**WRITTEN PROBLEM**
Filter the listing below, copying every line in which the word "screenshot" appears.

**INFORMATION PROVIDED**
++++

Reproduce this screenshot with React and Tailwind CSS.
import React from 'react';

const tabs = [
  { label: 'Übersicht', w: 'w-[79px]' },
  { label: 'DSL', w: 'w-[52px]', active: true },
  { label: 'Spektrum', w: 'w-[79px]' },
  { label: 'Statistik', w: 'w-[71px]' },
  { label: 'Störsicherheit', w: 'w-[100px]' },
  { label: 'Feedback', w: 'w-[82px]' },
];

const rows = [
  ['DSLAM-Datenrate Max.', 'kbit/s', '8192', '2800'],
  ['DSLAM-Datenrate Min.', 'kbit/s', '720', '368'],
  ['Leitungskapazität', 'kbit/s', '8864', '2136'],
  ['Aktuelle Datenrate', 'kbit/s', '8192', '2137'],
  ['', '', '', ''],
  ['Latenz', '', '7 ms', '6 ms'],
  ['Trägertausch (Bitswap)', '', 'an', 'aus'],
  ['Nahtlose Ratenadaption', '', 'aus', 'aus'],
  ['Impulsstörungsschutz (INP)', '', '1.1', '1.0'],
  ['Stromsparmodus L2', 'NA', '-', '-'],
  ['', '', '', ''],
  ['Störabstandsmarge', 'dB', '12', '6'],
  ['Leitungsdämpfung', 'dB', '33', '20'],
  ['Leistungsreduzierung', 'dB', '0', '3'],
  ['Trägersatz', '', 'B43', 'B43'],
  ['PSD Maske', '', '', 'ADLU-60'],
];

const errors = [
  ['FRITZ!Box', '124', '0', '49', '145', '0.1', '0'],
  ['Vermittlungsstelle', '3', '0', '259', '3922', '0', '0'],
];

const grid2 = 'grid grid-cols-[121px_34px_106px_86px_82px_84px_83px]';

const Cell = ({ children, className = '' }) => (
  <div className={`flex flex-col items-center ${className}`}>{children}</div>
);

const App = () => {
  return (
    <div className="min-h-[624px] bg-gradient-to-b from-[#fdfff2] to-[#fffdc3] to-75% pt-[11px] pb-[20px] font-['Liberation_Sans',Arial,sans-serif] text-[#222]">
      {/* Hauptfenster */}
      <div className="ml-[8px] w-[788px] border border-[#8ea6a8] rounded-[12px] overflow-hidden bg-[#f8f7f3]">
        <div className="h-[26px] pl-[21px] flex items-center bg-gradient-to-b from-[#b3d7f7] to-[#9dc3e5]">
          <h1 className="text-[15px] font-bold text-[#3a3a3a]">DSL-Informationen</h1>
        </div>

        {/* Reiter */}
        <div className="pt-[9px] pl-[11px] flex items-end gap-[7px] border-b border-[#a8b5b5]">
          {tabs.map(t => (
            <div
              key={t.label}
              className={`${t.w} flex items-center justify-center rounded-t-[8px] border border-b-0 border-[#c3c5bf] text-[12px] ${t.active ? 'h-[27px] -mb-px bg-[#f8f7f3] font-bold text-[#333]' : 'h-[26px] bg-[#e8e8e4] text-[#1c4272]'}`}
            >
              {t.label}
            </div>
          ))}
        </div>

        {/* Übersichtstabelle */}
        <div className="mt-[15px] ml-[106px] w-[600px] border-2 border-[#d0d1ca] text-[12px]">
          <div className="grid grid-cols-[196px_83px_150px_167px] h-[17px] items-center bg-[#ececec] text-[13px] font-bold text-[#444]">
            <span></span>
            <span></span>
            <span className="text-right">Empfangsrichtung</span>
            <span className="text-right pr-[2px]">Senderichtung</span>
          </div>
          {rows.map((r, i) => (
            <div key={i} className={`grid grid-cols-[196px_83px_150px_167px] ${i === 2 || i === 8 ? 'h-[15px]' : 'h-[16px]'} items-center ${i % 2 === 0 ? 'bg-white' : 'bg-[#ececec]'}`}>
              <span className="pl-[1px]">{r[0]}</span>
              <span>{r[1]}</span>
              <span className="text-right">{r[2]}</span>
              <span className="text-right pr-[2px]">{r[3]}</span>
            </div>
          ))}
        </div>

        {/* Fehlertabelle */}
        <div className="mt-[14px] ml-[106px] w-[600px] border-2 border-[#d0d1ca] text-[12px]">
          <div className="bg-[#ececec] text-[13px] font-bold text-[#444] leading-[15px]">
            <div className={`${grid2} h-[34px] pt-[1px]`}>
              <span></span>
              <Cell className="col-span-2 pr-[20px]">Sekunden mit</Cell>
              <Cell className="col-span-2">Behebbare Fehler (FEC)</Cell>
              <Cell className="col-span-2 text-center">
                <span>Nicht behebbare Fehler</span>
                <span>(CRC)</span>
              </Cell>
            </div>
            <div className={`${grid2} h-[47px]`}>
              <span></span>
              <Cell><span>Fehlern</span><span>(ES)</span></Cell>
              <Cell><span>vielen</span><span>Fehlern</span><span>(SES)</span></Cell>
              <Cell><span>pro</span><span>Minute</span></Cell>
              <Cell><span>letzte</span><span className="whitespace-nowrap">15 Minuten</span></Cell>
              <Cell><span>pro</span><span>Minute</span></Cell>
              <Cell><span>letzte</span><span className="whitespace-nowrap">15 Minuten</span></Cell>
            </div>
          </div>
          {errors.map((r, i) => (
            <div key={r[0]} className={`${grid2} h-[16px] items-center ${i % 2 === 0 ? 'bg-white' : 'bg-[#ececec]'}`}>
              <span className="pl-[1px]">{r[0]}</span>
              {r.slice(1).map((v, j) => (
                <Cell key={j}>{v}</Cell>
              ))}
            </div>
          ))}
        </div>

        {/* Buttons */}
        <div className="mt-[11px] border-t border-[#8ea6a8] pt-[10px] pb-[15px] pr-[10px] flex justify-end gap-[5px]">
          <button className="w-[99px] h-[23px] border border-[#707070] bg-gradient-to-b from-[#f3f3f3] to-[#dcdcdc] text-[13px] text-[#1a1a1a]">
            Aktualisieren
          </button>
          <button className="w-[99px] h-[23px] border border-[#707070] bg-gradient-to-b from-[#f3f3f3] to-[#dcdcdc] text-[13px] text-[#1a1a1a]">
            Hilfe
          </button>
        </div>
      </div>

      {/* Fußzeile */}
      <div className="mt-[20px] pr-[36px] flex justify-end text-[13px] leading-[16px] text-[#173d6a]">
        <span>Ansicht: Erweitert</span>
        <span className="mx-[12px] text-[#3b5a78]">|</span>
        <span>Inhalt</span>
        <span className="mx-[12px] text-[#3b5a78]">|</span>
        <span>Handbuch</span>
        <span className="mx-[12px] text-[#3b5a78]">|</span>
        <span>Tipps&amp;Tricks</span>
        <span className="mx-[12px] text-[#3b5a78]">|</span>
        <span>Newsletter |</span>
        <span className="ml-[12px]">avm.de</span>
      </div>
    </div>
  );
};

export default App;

++++

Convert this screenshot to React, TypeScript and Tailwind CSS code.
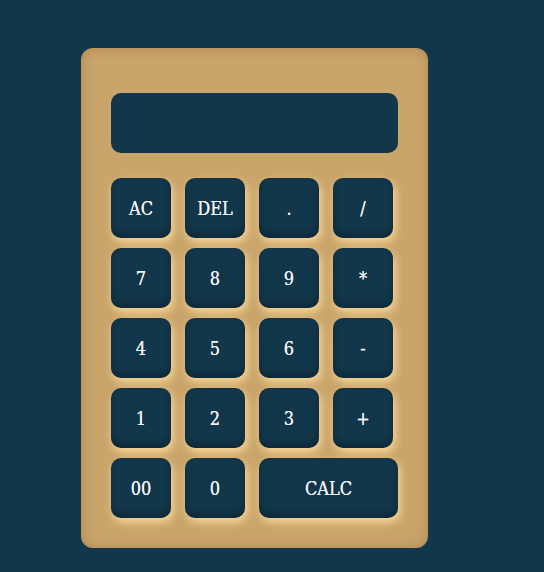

++++

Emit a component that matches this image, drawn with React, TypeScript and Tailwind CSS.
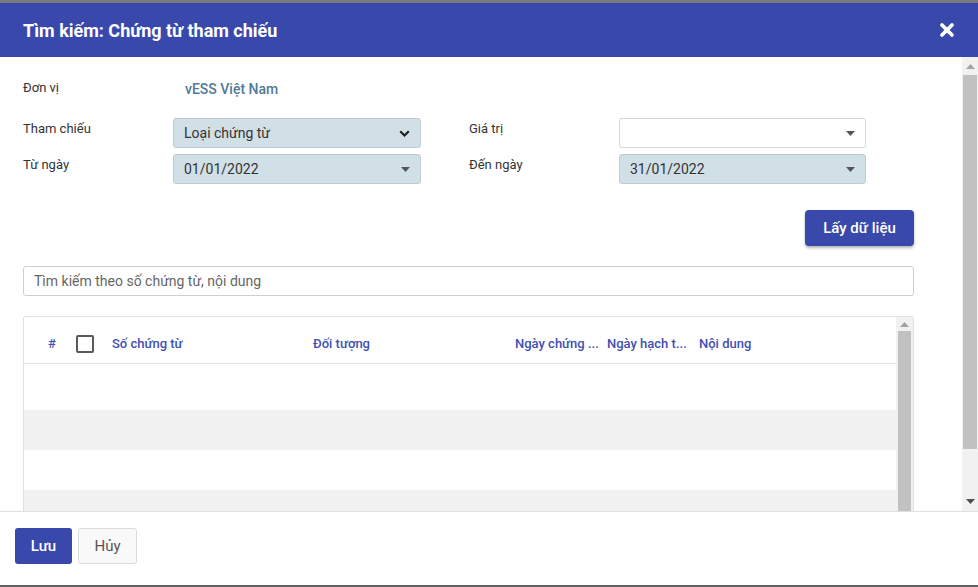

++++

**RESULT OF THE EXERCISE**
Reproduce this screenshot with React and Tailwind CSS.
Convert this screenshot to React, TypeScript and Tailwind CSS code.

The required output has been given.